CREATE TABLE Products (
    ProductID INT PRIMARY KEY,
    ProductName VARCHAR(255),
    ProductPrice DECIMAL(10, 2)
);
  1. Remove the Partial Dependency from OrderDetails:

    • Adjust OrderDetails to reference Products.

    • Assume OrderDetails already exists without ProductPrice.

Step 1: Populate the Products Table

INSERT INTO Products (ProductID, ProductName, ProductPrice) VALUES
(101, 'Product A', 10.00),
(102, 'Product B', 15.50),
(103, 'Product C', 7.25),
(104, 'Product D', 12.00),
(105, 'Product E', 5.75);

Step 2: Adjust OrderDetails (if needed)

The OrderDetails table should reference Products without storing product-specific information like price, which eliminates the partial dependency.

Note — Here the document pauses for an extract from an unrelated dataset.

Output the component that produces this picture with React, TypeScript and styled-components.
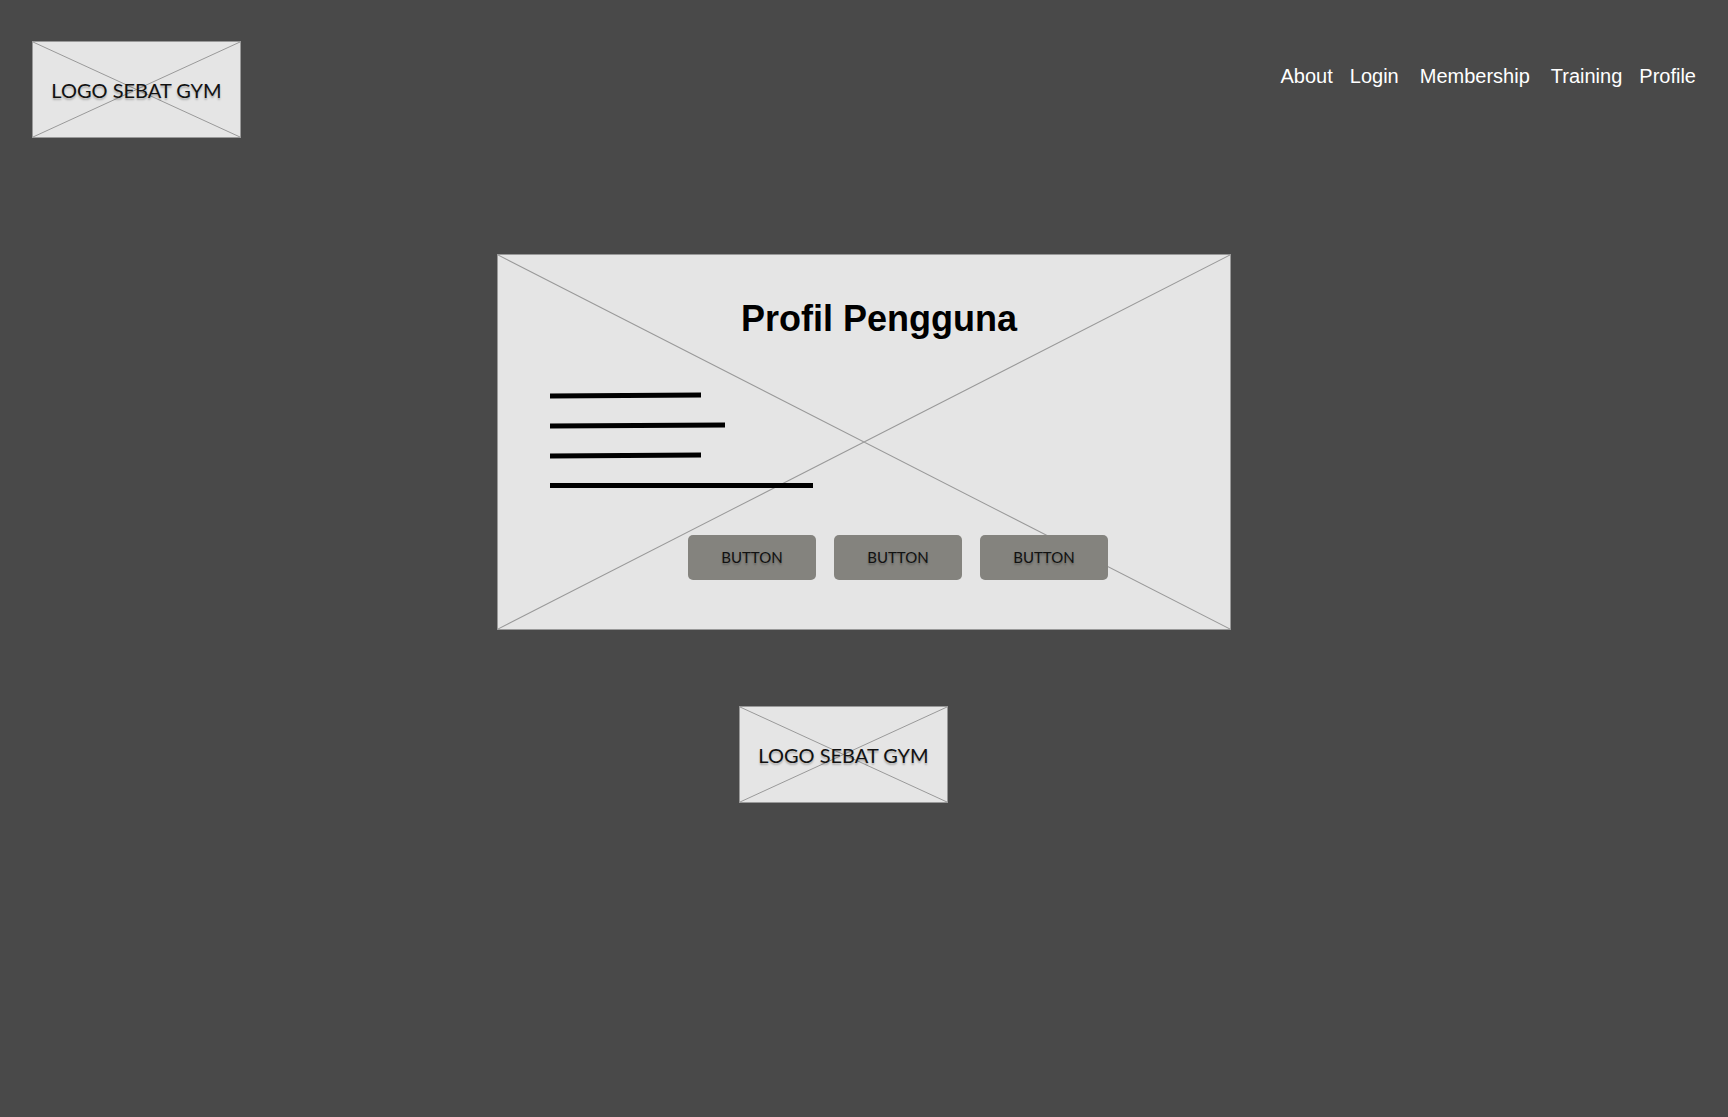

-- Assuming we need to adjust the schema (if it previously included ProductPrice, for instance

ALTER TABLE OrderDetails DROP COLUMN ProductPrice; -- Only if ProductPrice was previously included.

Result:#

By ensuring that all attributes in OrderDetails are fully functionally dependent on the primary key and by separating product-specific information into its own table, the database schema is now in 2NF. Each non-key attribute in OrderDetails is fully functionally dependent on the primary key (DetailID), and product information is correctly normalized into the Products table.